Transcribe the full listing exactly, and drop every picture.

# START OF Material

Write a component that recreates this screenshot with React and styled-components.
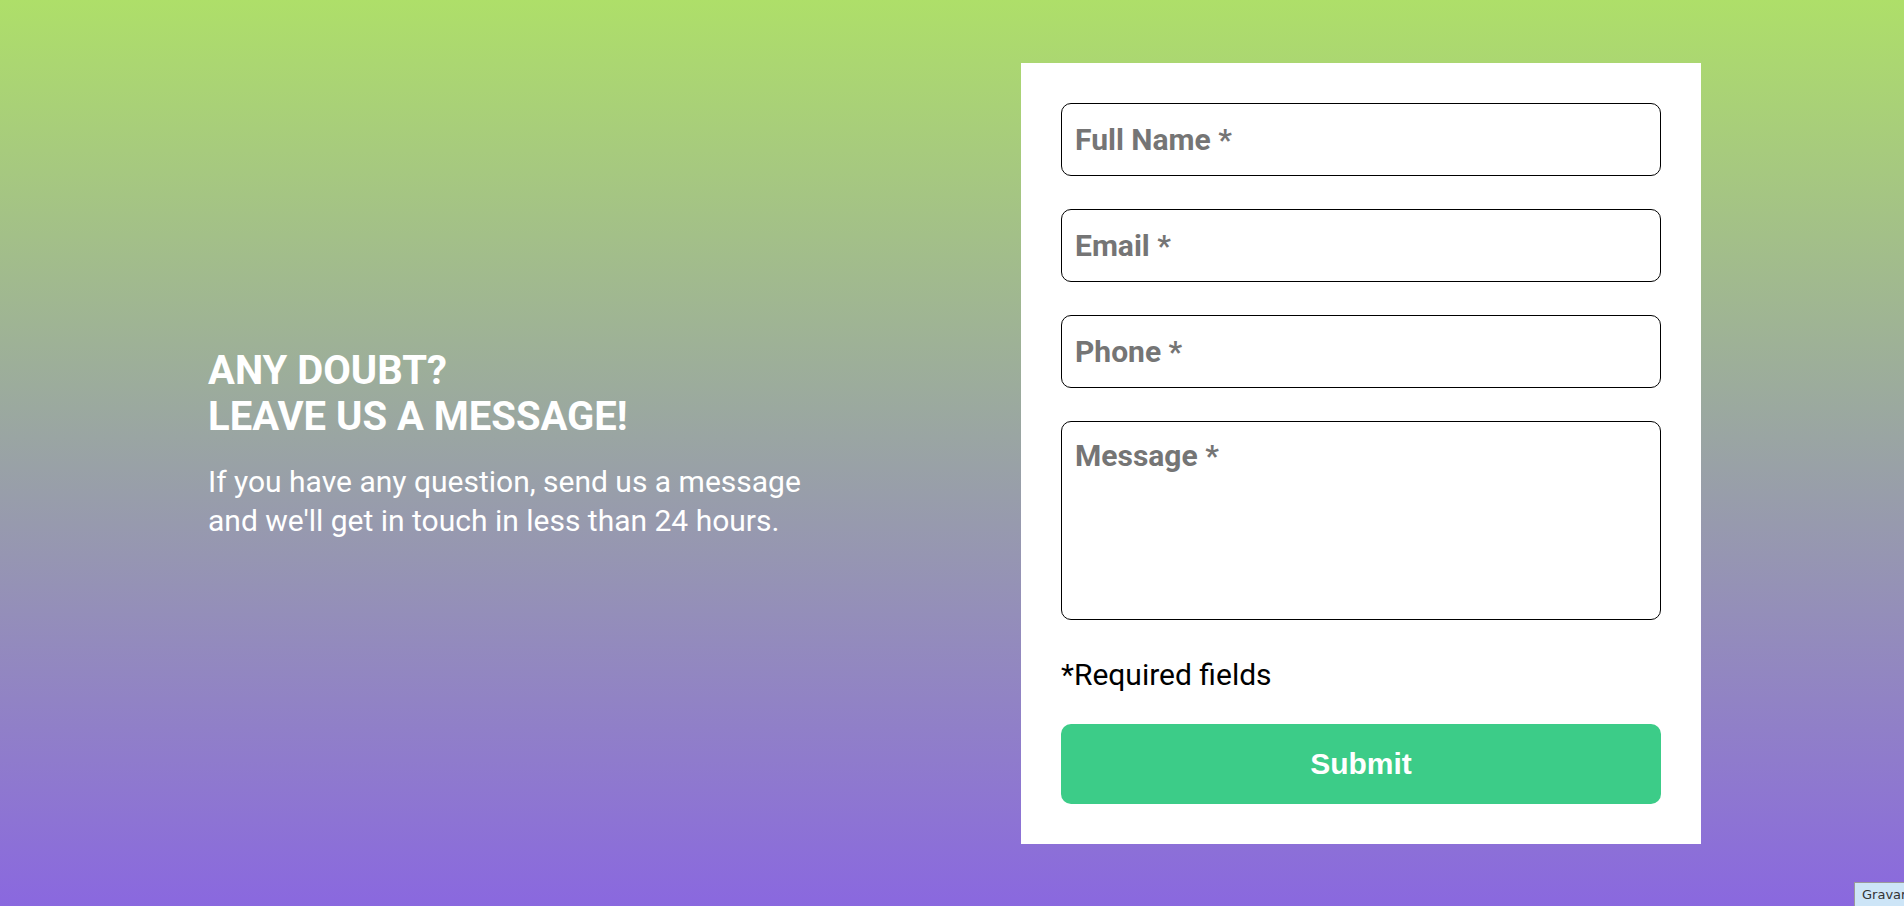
import styled, { createGlobalStyle } from "styled-components";

export default function App() {
  return (
    <>
      <GlobalStyle />
      <Page>
        <Intro>
          <Title>
            ANY DOUBT?
            <br />
            LEAVE US A MESSAGE!
          </Title>
          <Text>
            If you have any question, send us a message
            <br />
            and we'll get in touch in less than 24 hours.
          </Text>
        </Intro>
        <Card>
          <Form onSubmit={(e) => e.preventDefault()}>
            <Input type="text" placeholder="Full Name *" />
            <Input type="email" placeholder="Email *" />
            <Input type="tel" placeholder="Phone *" />
            <TextArea placeholder="Message *" />
            <Required>*Required fields</Required>
            <SubmitButton type="submit">Submit</SubmitButton>
          </Form>
        </Card>
      </Page>
      <RecordBadge>Gravar</RecordBadge>
    </>
  );
}

const GlobalStyle = createGlobalStyle`
  * {
    box-sizing: border-box;
  }
  body {
    margin: 0;
    font-family: "Roboto", "Liberation Sans", sans-serif;
    overflow: hidden;
  }
`;

const Page = styled.div`
  width: 100%;
  height: 100vh;
  display: flex;
  align-items: center;
  justify-content: space-between;
  padding: 0 203px 0 208px;
  background: linear-gradient(180deg, #aedf69 0%, #9ba99f 45%, #8a68df 100%);
`;

const Intro = styled.div`
  display: flex;
  flex-direction: column;
  color: #ffffff;
`;

const Title = styled.h1`
  margin: 0;
  font-family: "Roboto", sans-serif;
  font-weight: 700;
  font-size: 40px;
  line-height: 46px;
  color: #ffffff;
`;

const Text = styled.p`
  margin: 22px 0 19px;
  font-family: "Roboto", sans-serif;
  font-weight: 400;
  font-size: 30px;
  line-height: 39px;
  color: #ffffff;
`;

const Card = styled.div`
  width: 680px;
  background-color: #ffffff;
  padding: 40px;
`;

const Form = styled.form`
  display: flex;
  flex-direction: column;
`;

const fieldStyles = `
  width: 100%;
  border: 1px solid #000000;
  border-radius: 10px;
  padding: 0 13px;
  font-family: "Roboto", sans-serif;
  font-weight: 700;
  font-size: 30px;
  color: #333333;
  background: #ffffff;
  outline: none;
  &::placeholder {
    color: #757575;
  }
`;

const Input = styled.input`
  ${fieldStyles}
  height: 73px;
  margin-bottom: 33px;
`;

const TextArea = styled.textarea`
  ${fieldStyles}
  height: 199px;
  padding-top: 16px;
  resize: none;
`;

const Required = styled.p`
  margin: 37px 0 32px;
  font-family: "Roboto", sans-serif;
  font-size: 30px;
  color: #000000;
`;

const SubmitButton = styled.button`
  width: 100%;
  height: 80px;
  border: none;
  border-radius: 10px;
  background-color: #3ccc88;
  color: #ffffff;
  font-family: "Liberation Sans", Arial, sans-serif;
  font-weight: 700;
  font-size: 30px;
  cursor: pointer;
`;

const RecordBadge = styled.div`
  position: fixed;
  left: 1854px;
  top: 882px;
  padding: 4px 7px;
  background-color: #cde5f7;
  border: 1px solid #9a9a9a;
  font-family: "DejaVu Sans", sans-serif;
  font-size: 13px;
  color: #333333;
  white-space: nowrap;
`;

# END OF Material

• Full solution
Write a component that recreates this screenshot with React and styled-components.
import styled, { createGlobalStyle } from "styled-components";

export default function App() {
  return (
    <>
      <GlobalStyle />
      <Page>
        <Intro>
          <Title>
            ANY DOUBT?
            <br />
            LEAVE US A MESSAGE!
          </Title>
          <Text>
            If you have any question, send us a message
            <br />
            and we'll get in touch in less than 24 hours.
          </Text>
        </Intro>
        <Card>
          <Form onSubmit={(e) => e.preventDefault()}>
            <Input type="text" placeholder="Full Name *" />
            <Input type="email" placeholder="Email *" />
            <Input type="tel" placeholder="Phone *" />
            <TextArea placeholder="Message *" />
            <Required>*Required fields</Required>
            <SubmitButton type="submit">Submit</SubmitButton>
          </Form>
        </Card>
      </Page>
      <RecordBadge>Gravar</RecordBadge>
    </>
  );
}

const GlobalStyle = createGlobalStyle`
  * {
    box-sizing: border-box;
  }
  body {
    margin: 0;
    font-family: "Roboto", "Liberation Sans", sans-serif;
    overflow: hidden;
  }
`;

const Page = styled.div`
  width: 100%;
  height: 100vh;
  display: flex;
  align-items: center;
  justify-content: space-between;
  padding: 0 203px 0 208px;
  background: linear-gradient(180deg, #aedf69 0%, #9ba99f 45%, #8a68df 100%);
`;

const Intro = styled.div`
  display: flex;
  flex-direction: column;
  color: #ffffff;
`;

const Title = styled.h1`
  margin: 0;
  font-family: "Roboto", sans-serif;
  font-weight: 700;
  font-size: 40px;
  line-height: 46px;
  color: #ffffff;
`;

const Text = styled.p`
  margin: 22px 0 19px;
  font-family: "Roboto", sans-serif;
  font-weight: 400;
  font-size: 30px;
  line-height: 39px;
  color: #ffffff;
`;

const Card = styled.div`
  width: 680px;
  background-color: #ffffff;
  padding: 40px;
`;

const Form = styled.form`
  display: flex;
  flex-direction: column;
`;

const fieldStyles = `
  width: 100%;
  border: 1px solid #000000;
  border-radius: 10px;
  padding: 0 13px;
  font-family: "Roboto", sans-serif;
  font-weight: 700;
  font-size: 30px;
  color: #333333;
  background: #ffffff;
  outline: none;
  &::placeholder {
    color: #757575;
  }
`;

const Input = styled.input`
  ${fieldStyles}
  height: 73px;
  margin-bottom: 33px;
`;

const TextArea = styled.textarea`
  ${fieldStyles}
  height: 199px;
  padding-top: 16px;
  resize: none;
`;

const Required = styled.p`
  margin: 37px 0 32px;
  font-family: "Roboto", sans-serif;
  font-size: 30px;
  color: #000000;
`;

const SubmitButton = styled.button`
  width: 100%;
  height: 80px;
  border: none;
  border-radius: 10px;
  background-color: #3ccc88;
  color: #ffffff;
  font-family: "Liberation Sans", Arial, sans-serif;
  font-weight: 700;
  font-size: 30px;
  cursor: pointer;
`;

const RecordBadge = styled.div`
  position: fixed;
  left: 1854px;
  top: 882px;
  padding: 4px 7px;
  background-color: #cde5f7;
  border: 1px solid #9a9a9a;
  font-family: "DejaVu Sans", sans-serif;
  font-size: 13px;
  color: #333333;
  white-space: nowrap;
`;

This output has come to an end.